On Sunday, Israel gave its preliminary nod to a draft US-brokered deal demarcating a maritime border with Lebanon that may lead to profit-sharing in a disputed Mediterranean gas prospect.

Hoping to defuse one source of conflict between the hostile countries and prod them toward accommodation, US envoy Amos Hochstein submitted a new proposal to pave the way for offshore energy exploration.

Israeli approval awaits legal review, Prime Minister Yair Lapid told his cabinet at its weekly session.

“But”, as Lapid said in televised remarks, “just as we insisted from day one, the proposal fully preserves Israel’s national security interests and our economic interests”.

The issue seems to be heading for the desired outcome after years of stop-start shuttle diplomacy, as Lebanese authorities also appear to be on board with the deal.

As Beirut mulls the 10-page draft – details of which have been kept under wraps – the Iran-backed Hezbollah movement called it “a very important step” while Parliament Speaker Nabih Berri, a powerful Hezbollah ally, deemed it “positive”.

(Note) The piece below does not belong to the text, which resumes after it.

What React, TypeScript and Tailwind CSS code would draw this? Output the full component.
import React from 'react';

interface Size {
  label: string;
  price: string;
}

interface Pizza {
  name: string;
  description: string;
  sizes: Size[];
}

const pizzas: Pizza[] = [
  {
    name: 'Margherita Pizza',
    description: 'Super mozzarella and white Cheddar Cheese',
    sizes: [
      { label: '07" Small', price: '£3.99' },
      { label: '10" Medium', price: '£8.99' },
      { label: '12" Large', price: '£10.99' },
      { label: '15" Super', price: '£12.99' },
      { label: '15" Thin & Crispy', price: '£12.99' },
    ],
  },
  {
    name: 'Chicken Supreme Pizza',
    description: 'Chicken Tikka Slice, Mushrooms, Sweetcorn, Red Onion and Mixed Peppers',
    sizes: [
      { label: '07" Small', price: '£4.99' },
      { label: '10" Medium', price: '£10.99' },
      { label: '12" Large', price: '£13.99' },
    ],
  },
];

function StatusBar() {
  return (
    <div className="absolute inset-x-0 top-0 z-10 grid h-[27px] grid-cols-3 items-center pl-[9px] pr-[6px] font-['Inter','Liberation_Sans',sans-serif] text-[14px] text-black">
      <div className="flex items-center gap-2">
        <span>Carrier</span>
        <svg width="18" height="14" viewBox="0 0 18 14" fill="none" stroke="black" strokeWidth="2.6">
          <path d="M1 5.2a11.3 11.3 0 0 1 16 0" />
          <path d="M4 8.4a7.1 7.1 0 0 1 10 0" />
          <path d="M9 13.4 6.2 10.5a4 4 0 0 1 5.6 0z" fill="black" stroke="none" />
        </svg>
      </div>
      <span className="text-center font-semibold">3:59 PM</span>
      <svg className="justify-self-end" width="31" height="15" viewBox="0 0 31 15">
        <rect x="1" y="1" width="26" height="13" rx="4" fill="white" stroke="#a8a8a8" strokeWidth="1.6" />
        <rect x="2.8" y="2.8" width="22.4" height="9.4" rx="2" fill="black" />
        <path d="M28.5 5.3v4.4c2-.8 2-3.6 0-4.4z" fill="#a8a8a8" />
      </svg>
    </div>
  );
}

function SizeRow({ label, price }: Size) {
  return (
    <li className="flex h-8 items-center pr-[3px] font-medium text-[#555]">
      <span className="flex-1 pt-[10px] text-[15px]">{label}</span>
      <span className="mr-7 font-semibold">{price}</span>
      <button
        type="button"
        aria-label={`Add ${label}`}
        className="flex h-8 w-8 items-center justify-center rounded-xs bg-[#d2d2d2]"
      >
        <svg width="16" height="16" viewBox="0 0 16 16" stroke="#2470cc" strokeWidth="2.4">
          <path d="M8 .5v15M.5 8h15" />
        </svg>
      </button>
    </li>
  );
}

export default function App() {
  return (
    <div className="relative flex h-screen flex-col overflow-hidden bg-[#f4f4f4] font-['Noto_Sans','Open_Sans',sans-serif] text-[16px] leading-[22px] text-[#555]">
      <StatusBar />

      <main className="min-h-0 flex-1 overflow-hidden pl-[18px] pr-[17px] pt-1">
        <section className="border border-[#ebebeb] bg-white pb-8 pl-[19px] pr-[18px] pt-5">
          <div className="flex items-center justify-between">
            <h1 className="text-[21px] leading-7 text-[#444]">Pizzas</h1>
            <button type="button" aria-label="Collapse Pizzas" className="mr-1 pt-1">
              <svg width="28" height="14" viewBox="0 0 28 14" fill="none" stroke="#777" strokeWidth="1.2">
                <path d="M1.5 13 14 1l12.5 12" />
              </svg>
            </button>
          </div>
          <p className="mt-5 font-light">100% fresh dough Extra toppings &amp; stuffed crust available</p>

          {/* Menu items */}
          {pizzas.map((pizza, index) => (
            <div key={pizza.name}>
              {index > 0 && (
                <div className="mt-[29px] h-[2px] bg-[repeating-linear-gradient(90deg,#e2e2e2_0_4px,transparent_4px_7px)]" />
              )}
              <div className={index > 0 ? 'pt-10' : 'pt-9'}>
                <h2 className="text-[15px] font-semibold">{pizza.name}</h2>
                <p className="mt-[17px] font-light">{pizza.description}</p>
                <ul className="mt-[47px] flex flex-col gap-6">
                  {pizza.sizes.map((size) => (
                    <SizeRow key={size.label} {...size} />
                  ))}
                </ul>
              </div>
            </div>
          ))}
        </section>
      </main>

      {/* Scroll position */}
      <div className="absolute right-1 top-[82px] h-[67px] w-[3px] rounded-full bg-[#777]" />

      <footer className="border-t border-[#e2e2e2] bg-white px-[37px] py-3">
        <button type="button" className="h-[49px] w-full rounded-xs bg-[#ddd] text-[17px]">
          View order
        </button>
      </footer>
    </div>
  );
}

The development could signal a settlement to the long-running dispute on exploiting a natural gas reservoir that straddles the maritime boundaries of Cyprus and Israel.

The Cypriot Aphrodite field and Israel’s Yishai gas field expand across the maritime territory claimed by both countries.

Aphrodite – licensed to US firm Chevron, Britain’s Shell, and Israeli partners — was discovered in 2011 and is estimated to hold around 4.5 trillion cubic feet of natural gas.

A small portion of the field extends into the Yishai license in the Israeli exclusive economic zone, an obstacle complicating the gas field’s development.

Cyprus and Israel have held talks to reach a unitisation agreement for over a decade but have yet to conclude a deal.

A recent visit by Israeli Energy Minister Karine Elharrar for talks with her Cypriot counterpart Natasa Pilides saw the two sides agreeing to resolve the dispute speedily.

Despite their 2007 EEZ delimitation agreement, pending ratification by Beirut, Cyprus and Lebanon also have pending maritime delimitation issues.

The latter also denounced a 2010 Cyprus-Israel maritime zone agreement as violating its sovereignty and economic interests.

Therefore, the latest development could pave the way for fully normalising the Cyprus-Lebanon maritime border issue.

Meanwhile, energy giant Total, with a strong presence in the Cypriot EEZ, benefits directly from the Lebanon-Israel agreement since it is involved in the former’s exclusive economic zone and will be awarded the Qanna field.

A development that should interest Nicosia as the French giant has research rights in Cyprus blocks.

TotalEnergies holds a 50% interest in Blocks 6 and 11, where Eni is the operator (50%). Block 11 is adjacent to the biggest Egyptian find, Zohr.

It also has a vested interest in block 3, which is adjacent to the Lebanese EEZ.